The fire was tended by the Vestal Virgins, a unique priesthood that began with two members, later increased to four, and eventually to six. Chosen by lot from patrician families, the Vestals served for thirty years, during which they ensured the flame never went out and performed rituals linked to domestic life. These included the ceremonial sweeping of the temple on June 15 and the preparation of sacred food for major festivals. As Vesta embodied the hearth, the flame symbolised both the life of every Roman household and the vitality of the state. Its eternal burning was believed to guarantee the goddess’s protection and the enduring strength of Rome itself.

=== Renewal ===

The fire was renewed every year on the Kalends of March. Plutarch's (c. 1st century AD) Parallel Lives records the Vestal Virgins’ use of burning mirrors to relight the fire:
If it (the fire) happens by any accident to be put out ... it is not to be lighted again from another fire, but new fire is to be gained by drawing a pure and unpolluted flame from the sunbeams. They kindle it generally with concave vessels of brass, formed by hollowing out an isosceles rectangular triangle, whose lines from the circumference meet in one single point. This being placed against the sun, causes its rays to converge in the centre, which, by reflection, acquiring the force and activity of fire, rarefy the air, and immediately kindle such light and dry matter as they think fit to apply. (tr. Langhorne 1821 1: 195)

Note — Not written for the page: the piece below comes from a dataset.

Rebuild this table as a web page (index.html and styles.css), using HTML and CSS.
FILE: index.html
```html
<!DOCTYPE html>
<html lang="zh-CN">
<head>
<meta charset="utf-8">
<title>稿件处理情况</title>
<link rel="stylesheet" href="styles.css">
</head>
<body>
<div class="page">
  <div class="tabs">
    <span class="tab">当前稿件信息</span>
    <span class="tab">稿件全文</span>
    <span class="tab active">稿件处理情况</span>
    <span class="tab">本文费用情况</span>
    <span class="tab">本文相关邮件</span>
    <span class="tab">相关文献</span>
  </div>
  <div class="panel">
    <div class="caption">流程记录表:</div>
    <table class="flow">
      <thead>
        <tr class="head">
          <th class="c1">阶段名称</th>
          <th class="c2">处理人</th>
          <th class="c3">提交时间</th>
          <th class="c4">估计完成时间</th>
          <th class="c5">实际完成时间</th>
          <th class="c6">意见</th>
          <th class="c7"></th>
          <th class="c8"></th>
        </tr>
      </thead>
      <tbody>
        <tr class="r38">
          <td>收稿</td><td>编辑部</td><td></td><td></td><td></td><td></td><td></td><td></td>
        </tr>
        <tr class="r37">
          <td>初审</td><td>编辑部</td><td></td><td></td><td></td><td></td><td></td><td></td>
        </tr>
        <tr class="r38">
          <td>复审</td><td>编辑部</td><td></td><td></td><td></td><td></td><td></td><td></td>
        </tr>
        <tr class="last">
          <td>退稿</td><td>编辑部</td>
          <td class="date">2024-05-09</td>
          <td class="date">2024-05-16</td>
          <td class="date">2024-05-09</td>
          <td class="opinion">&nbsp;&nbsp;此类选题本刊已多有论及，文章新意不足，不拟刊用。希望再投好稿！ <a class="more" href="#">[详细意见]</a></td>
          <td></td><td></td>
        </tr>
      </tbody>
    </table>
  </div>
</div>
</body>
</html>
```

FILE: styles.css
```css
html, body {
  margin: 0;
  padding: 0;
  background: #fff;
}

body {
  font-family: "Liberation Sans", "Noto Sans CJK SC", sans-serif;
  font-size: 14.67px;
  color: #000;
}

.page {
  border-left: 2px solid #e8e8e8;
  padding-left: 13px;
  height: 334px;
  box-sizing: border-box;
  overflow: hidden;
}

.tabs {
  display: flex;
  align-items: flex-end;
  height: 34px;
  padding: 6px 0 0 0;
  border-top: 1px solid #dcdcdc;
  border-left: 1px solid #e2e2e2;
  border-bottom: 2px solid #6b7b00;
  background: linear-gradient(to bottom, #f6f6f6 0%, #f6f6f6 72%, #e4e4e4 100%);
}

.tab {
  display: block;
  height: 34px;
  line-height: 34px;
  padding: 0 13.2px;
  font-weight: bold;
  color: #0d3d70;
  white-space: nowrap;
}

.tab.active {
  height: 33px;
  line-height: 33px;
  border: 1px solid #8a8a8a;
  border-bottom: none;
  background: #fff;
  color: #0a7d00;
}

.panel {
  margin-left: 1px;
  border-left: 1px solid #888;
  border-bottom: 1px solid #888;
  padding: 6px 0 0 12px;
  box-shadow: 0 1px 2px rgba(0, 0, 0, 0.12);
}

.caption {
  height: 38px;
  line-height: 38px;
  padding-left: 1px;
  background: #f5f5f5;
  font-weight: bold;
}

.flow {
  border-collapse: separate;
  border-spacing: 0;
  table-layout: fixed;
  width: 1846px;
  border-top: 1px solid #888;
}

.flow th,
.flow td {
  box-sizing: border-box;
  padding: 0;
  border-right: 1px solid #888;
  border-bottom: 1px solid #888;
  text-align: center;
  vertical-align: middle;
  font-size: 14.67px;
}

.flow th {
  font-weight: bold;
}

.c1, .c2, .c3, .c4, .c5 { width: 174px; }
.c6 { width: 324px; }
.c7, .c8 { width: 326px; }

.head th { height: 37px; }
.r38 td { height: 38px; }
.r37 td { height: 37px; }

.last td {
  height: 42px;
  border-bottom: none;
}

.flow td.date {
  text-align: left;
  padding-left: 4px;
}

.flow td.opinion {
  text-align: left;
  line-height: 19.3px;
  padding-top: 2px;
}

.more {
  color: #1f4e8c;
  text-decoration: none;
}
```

Allowing the sacred fire to die out was regarded as a grave breach of duty; it implied that the goddess Vesta had withdrawn her protection from the city. Vestals guilty of this offence were punished by a scourging or a beating.

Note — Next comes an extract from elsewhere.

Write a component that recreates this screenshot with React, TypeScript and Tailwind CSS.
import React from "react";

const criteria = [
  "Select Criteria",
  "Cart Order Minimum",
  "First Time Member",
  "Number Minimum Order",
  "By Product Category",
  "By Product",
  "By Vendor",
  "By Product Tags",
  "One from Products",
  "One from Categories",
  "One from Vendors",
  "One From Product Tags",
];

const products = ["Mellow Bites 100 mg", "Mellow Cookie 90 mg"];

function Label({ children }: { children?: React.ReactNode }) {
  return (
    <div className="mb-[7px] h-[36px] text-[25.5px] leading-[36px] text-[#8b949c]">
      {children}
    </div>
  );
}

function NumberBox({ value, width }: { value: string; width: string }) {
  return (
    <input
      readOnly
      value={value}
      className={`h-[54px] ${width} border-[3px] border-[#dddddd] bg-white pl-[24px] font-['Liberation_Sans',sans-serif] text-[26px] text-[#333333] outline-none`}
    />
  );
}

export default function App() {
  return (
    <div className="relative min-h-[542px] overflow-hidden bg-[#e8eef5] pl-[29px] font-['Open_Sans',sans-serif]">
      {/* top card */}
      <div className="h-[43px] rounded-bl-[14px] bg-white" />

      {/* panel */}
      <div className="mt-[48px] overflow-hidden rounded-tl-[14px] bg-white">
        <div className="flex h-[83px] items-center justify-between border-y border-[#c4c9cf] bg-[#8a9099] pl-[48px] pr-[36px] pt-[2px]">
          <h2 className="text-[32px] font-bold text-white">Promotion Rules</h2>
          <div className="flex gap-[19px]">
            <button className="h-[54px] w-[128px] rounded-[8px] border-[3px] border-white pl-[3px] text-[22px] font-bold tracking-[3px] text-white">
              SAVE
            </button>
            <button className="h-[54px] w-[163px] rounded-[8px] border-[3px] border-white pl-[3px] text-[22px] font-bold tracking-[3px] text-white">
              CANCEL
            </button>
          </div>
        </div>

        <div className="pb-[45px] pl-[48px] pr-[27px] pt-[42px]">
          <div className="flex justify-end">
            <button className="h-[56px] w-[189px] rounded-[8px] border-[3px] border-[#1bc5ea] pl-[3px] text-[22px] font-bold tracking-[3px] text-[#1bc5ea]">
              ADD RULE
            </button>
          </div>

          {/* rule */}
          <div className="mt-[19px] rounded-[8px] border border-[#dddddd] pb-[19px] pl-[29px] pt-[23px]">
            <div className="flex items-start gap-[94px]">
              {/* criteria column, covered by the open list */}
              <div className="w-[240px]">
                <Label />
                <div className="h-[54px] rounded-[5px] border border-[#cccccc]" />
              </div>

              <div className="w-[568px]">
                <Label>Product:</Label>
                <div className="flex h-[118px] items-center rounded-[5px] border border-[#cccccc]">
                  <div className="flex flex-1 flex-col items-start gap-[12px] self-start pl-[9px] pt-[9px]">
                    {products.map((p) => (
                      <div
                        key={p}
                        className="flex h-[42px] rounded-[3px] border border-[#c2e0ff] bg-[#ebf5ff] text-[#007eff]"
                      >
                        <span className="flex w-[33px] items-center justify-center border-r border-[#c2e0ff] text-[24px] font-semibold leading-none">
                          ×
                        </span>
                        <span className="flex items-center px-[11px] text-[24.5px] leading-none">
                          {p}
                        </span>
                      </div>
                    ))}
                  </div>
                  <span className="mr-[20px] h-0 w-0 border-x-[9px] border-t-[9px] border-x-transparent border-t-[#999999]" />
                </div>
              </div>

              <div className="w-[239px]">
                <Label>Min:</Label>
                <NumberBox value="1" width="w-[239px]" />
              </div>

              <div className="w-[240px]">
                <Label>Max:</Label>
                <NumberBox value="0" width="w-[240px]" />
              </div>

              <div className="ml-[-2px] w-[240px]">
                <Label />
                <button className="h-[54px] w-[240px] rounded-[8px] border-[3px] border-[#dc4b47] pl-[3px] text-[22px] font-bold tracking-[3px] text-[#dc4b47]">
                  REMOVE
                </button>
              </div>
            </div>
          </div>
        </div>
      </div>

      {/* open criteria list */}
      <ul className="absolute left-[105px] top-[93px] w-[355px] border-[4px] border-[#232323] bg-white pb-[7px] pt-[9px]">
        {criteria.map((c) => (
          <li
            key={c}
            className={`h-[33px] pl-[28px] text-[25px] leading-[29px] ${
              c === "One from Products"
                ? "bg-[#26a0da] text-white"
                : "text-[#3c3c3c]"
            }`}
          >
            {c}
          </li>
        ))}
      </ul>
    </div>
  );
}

== The flame extinguished ==

The cult endured for over a millennium until it was formally suppressed during the Christianization of the empire. The Vestals were disbanded and the flame extinguished in the early 390s, likely in 394 CE, as part of edicts by Emperor Theodosius I against pagan worship.

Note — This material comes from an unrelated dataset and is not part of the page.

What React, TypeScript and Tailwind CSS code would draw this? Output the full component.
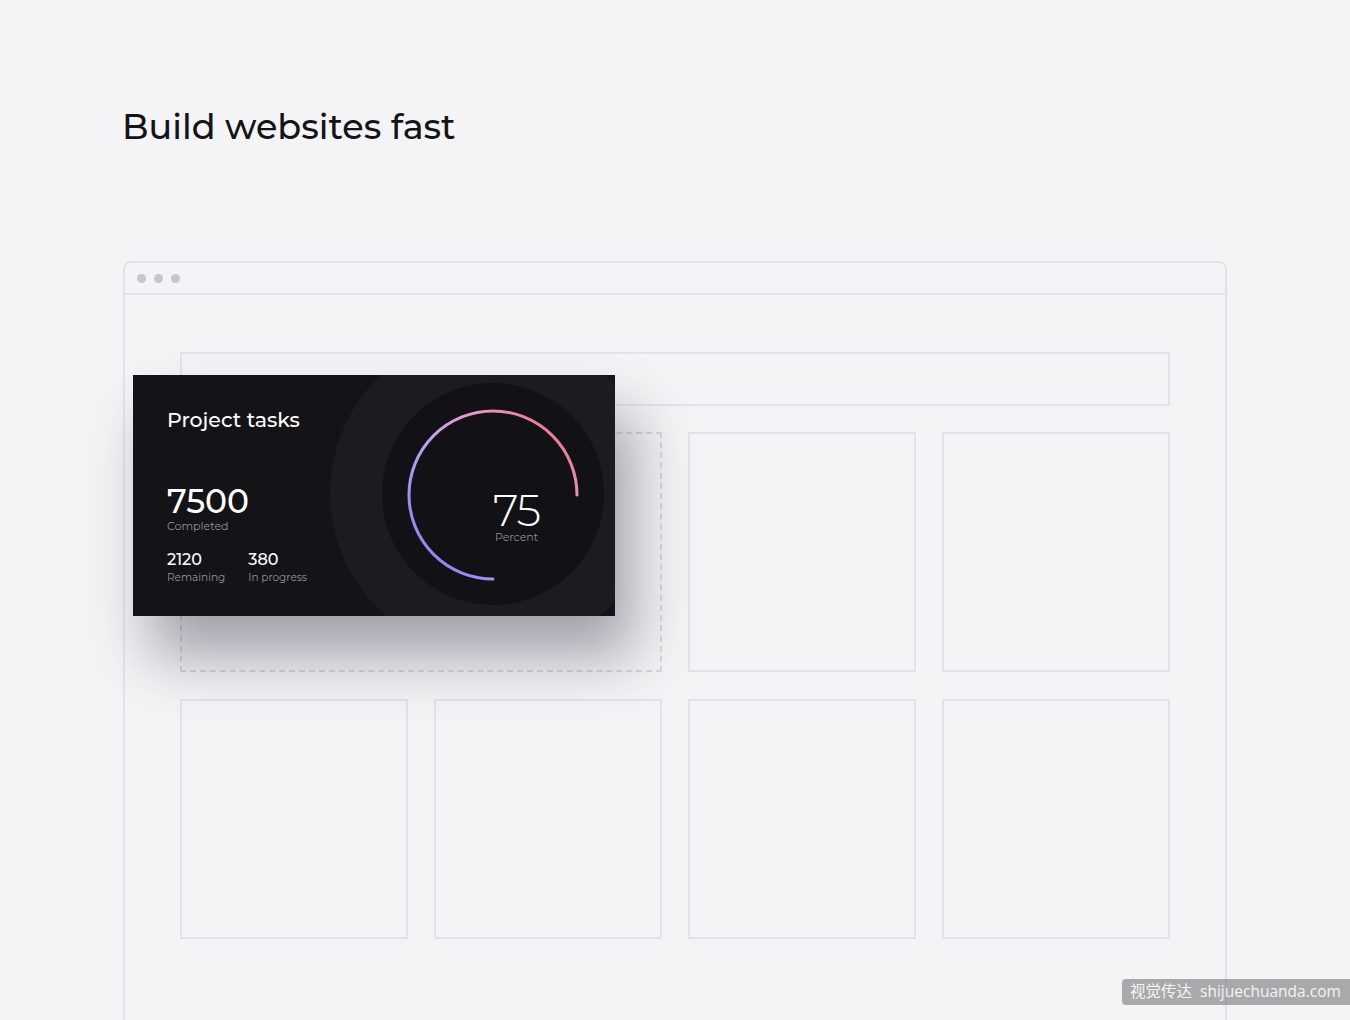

In 410 CE, the city of Rome had fallen to a foreign enemy for the first time in almost 800 years, a major landmark in the fall of the Western Roman Empire. Zosimus, a Roman pagan historian, believed that Christianity, through its abandonment of the ancient traditional rites, had weakened the Empire's political virtues, and that the poor decisions of the Imperial government that led to the sack were due to the lack of the gods' care.